● **Rows**:
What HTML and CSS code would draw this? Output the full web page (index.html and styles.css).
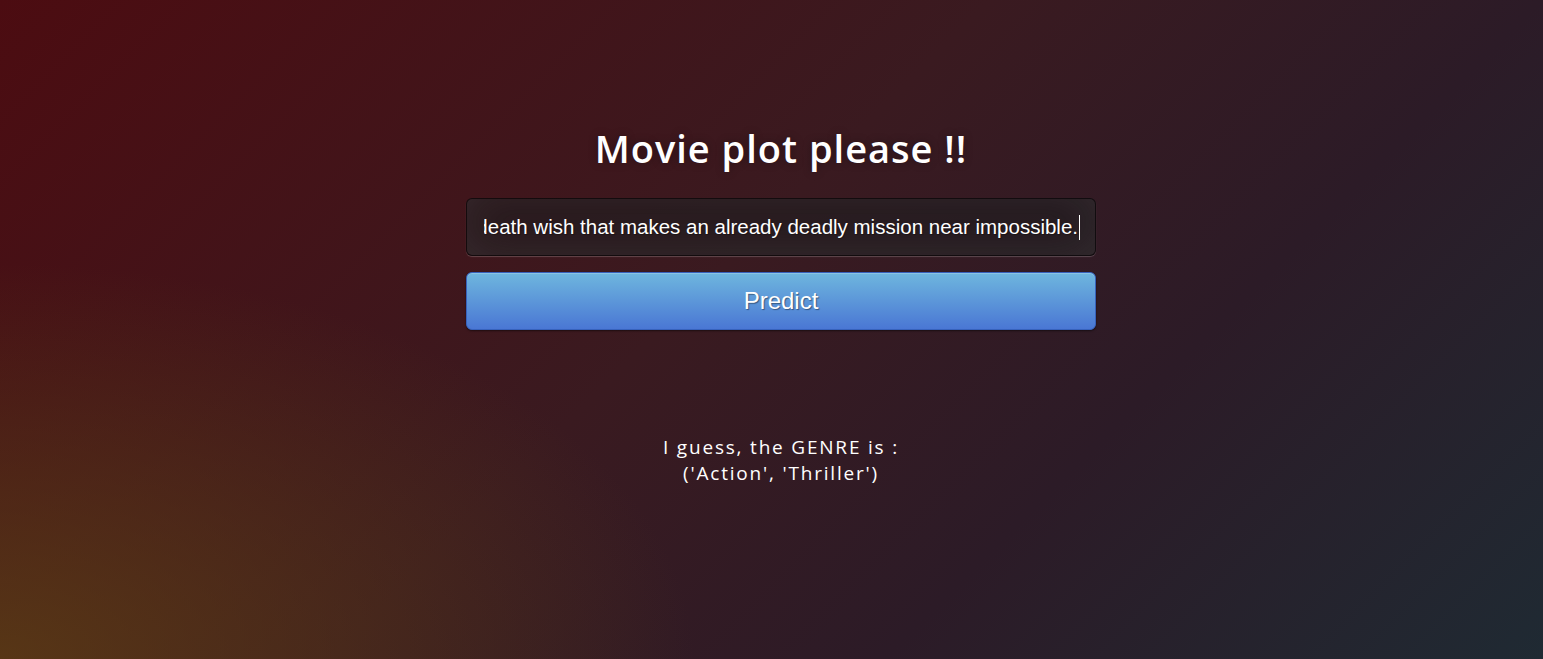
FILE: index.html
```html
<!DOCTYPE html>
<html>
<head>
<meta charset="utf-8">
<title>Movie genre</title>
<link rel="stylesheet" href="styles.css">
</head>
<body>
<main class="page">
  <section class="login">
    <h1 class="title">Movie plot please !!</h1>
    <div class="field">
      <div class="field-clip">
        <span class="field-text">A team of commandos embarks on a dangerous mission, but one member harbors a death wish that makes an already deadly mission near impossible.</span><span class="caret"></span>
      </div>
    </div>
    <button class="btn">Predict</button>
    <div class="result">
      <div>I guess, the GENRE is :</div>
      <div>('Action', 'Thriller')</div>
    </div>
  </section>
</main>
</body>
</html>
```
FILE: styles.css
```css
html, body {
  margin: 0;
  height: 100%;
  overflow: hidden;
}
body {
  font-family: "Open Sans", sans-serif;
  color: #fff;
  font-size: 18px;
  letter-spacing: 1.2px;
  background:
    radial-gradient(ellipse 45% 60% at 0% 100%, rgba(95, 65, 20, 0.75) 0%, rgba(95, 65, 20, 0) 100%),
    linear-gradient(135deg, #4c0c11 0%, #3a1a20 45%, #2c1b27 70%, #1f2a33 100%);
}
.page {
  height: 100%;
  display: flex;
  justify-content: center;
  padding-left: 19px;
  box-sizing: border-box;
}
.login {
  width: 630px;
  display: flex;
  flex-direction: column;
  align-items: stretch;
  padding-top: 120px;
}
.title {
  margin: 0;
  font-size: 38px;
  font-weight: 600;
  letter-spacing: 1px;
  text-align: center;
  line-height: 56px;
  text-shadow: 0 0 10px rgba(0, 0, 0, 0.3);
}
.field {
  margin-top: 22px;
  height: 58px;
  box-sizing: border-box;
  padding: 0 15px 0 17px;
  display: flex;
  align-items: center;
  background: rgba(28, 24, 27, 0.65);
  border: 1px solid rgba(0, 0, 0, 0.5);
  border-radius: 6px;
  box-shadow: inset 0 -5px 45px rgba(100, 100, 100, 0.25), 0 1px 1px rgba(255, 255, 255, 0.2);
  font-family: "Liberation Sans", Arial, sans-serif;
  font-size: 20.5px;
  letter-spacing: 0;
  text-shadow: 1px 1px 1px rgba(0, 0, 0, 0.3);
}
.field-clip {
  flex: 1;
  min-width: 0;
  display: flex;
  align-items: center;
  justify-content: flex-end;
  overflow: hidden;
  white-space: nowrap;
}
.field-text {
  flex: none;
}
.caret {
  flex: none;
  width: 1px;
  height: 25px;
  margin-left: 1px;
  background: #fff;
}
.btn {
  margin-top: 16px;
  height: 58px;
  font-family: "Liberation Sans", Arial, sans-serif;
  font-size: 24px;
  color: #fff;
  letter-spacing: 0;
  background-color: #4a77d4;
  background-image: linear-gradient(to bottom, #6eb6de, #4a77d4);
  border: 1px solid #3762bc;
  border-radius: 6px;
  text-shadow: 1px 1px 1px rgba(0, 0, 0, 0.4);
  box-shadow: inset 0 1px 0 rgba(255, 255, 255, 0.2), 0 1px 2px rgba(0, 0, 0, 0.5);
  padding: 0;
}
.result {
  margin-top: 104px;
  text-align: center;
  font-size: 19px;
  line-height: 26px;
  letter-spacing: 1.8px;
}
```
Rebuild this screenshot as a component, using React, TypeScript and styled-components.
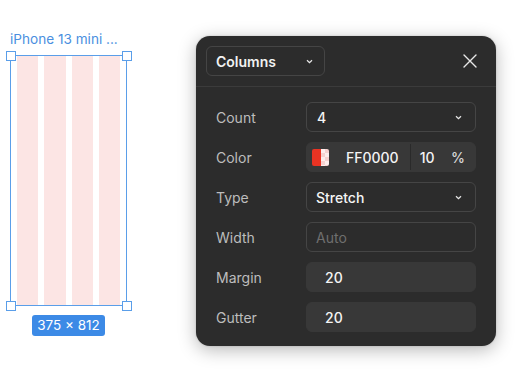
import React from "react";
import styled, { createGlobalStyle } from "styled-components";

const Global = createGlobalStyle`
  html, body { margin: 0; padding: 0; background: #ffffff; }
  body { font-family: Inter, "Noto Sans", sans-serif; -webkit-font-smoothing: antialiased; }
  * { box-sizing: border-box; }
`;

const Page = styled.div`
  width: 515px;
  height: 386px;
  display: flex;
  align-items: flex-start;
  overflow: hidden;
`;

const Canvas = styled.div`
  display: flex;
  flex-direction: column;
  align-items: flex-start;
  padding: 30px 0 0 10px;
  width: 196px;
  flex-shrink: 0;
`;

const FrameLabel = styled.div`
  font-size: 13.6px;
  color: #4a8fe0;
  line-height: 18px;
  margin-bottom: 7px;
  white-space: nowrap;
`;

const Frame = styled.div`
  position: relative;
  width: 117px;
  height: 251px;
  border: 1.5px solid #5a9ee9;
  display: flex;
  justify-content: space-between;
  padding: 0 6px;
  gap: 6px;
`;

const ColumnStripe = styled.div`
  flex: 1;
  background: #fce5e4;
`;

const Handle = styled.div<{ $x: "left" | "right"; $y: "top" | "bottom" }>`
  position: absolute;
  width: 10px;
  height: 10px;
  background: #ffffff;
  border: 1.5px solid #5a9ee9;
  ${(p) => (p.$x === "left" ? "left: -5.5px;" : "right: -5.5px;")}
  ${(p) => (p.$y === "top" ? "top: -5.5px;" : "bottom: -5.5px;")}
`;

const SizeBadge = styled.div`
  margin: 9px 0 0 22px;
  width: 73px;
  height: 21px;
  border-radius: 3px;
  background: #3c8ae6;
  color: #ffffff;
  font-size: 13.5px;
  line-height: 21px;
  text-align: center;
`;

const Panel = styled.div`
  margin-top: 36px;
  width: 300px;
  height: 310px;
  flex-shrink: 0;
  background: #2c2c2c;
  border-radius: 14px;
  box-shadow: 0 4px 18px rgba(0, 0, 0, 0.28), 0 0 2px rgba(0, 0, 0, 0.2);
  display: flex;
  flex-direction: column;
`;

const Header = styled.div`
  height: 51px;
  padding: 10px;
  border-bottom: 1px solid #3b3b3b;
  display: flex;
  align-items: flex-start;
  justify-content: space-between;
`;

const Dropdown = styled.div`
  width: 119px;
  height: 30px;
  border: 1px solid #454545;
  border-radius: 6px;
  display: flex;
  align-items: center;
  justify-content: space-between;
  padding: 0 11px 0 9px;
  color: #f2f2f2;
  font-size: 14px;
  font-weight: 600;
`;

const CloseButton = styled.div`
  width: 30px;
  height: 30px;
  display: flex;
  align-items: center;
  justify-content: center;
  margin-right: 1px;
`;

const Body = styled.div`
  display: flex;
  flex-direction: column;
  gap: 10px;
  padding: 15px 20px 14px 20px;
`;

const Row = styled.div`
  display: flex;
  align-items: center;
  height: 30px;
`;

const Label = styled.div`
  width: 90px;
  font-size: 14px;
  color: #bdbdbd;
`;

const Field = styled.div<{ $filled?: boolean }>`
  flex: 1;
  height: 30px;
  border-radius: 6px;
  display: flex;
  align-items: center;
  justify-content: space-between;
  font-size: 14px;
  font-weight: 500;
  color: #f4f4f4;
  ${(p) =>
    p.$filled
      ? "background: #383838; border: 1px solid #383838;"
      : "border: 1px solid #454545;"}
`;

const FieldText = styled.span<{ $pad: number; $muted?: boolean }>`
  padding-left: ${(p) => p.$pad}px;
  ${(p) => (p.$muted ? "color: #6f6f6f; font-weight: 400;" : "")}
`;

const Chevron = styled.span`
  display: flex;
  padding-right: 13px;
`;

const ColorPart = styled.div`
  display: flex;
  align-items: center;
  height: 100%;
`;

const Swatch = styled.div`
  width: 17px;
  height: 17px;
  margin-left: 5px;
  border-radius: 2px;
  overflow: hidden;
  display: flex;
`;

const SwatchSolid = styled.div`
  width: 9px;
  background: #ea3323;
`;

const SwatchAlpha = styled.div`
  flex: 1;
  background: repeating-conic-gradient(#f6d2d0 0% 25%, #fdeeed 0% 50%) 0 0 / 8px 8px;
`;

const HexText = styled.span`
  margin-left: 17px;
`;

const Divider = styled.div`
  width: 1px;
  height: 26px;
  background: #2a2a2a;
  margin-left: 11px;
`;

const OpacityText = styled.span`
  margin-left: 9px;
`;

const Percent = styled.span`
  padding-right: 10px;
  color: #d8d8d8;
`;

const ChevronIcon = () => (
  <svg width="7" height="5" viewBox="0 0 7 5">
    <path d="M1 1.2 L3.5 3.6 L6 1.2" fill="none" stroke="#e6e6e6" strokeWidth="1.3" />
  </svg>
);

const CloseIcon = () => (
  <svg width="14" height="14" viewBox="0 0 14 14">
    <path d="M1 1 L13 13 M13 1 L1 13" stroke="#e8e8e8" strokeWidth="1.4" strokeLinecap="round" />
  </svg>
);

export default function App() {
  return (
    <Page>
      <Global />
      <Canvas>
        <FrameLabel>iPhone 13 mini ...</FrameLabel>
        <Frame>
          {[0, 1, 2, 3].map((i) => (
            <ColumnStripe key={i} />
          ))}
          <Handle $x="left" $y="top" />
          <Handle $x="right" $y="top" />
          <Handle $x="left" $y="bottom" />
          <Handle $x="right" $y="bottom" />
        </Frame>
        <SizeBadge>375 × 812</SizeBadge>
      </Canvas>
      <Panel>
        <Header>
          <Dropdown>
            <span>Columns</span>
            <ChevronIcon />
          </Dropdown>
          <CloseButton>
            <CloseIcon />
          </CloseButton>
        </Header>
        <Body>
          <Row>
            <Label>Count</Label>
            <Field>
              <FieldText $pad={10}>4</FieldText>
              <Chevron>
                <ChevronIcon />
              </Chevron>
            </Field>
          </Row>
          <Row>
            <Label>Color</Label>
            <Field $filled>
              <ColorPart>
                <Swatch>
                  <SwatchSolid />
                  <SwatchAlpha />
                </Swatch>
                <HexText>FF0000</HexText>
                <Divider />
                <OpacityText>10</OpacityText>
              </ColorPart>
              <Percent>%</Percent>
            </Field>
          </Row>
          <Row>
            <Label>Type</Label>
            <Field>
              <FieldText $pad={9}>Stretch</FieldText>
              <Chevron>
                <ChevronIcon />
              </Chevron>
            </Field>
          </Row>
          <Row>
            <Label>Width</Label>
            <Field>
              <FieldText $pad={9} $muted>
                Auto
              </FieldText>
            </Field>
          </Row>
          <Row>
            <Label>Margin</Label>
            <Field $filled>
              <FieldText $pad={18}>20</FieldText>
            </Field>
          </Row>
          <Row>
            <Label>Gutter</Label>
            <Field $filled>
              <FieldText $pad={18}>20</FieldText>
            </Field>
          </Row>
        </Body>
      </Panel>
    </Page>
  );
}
==
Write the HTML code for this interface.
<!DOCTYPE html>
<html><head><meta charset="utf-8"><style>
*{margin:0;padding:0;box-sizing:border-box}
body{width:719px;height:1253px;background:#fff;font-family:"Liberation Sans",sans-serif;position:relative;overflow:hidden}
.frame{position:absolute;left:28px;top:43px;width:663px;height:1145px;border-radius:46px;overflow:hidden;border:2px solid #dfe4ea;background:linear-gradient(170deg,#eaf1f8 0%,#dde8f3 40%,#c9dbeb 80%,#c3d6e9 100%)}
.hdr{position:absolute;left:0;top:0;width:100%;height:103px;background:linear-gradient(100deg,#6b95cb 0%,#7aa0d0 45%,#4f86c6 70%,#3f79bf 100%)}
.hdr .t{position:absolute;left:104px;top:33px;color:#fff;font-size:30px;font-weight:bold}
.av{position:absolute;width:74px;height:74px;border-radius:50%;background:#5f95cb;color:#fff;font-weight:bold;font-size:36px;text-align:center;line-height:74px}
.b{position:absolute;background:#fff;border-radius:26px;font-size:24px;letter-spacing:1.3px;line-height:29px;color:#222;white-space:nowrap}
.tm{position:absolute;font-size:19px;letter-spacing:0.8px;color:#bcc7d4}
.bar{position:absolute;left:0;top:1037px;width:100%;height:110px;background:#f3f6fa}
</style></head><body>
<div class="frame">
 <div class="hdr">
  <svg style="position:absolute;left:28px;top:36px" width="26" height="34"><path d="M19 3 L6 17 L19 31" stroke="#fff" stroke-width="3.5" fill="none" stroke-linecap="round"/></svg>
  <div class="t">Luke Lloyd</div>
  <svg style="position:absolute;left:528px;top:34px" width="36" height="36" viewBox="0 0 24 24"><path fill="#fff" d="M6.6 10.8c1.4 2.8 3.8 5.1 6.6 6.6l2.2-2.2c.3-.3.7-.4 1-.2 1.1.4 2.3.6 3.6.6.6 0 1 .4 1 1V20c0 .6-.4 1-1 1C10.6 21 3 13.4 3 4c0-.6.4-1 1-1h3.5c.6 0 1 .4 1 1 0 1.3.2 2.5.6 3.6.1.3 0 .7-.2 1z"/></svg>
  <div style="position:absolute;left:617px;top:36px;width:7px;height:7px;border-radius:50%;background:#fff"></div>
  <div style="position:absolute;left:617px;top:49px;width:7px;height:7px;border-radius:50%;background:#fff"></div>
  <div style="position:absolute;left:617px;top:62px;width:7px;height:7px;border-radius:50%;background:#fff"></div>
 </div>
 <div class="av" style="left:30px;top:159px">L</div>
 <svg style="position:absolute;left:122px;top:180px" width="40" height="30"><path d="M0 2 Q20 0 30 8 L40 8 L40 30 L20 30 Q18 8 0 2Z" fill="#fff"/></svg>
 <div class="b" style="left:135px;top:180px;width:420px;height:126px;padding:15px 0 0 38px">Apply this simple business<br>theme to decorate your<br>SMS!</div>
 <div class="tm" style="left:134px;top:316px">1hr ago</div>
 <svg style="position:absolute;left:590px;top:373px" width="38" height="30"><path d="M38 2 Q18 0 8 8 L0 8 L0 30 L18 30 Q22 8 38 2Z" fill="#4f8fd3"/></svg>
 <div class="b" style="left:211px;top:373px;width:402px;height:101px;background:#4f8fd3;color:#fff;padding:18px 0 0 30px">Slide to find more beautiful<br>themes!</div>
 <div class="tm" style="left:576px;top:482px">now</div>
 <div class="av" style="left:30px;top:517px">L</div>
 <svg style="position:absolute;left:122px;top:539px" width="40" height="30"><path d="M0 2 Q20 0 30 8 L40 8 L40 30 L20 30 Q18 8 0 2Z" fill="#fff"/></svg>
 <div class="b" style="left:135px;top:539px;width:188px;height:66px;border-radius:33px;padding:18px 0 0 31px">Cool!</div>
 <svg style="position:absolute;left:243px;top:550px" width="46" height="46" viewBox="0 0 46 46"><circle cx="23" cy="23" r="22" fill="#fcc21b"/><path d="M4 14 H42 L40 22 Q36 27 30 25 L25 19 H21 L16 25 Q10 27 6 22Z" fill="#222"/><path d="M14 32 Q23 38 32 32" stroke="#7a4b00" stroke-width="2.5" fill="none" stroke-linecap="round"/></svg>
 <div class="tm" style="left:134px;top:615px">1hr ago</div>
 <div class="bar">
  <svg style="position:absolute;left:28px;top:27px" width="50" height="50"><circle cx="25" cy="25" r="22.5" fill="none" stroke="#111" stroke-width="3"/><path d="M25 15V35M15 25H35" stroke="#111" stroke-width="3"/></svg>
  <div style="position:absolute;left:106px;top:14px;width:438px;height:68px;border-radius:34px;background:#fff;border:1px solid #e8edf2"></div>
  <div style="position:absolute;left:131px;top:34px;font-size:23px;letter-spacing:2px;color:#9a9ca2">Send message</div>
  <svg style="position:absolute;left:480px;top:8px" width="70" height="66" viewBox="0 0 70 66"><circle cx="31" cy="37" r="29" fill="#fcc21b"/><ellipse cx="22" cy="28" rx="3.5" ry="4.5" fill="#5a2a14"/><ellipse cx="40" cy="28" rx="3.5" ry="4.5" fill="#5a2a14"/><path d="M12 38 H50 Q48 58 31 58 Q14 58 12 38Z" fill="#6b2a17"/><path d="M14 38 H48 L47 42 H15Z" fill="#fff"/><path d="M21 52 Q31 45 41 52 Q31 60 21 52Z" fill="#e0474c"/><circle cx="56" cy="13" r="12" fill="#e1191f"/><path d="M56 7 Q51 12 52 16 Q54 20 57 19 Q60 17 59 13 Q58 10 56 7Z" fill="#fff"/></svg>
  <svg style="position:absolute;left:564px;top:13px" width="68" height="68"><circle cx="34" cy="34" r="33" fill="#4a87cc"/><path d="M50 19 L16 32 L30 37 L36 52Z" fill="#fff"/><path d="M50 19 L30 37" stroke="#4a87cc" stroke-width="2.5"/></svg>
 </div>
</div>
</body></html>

● **Given problem**: Read through the data and copy every line where "styles" shows up.

● **Complete output**:
What HTML and CSS code would draw this? Output the full web page (index.html and styles.css).
<link rel="stylesheet" href="styles.css">
FILE: styles.css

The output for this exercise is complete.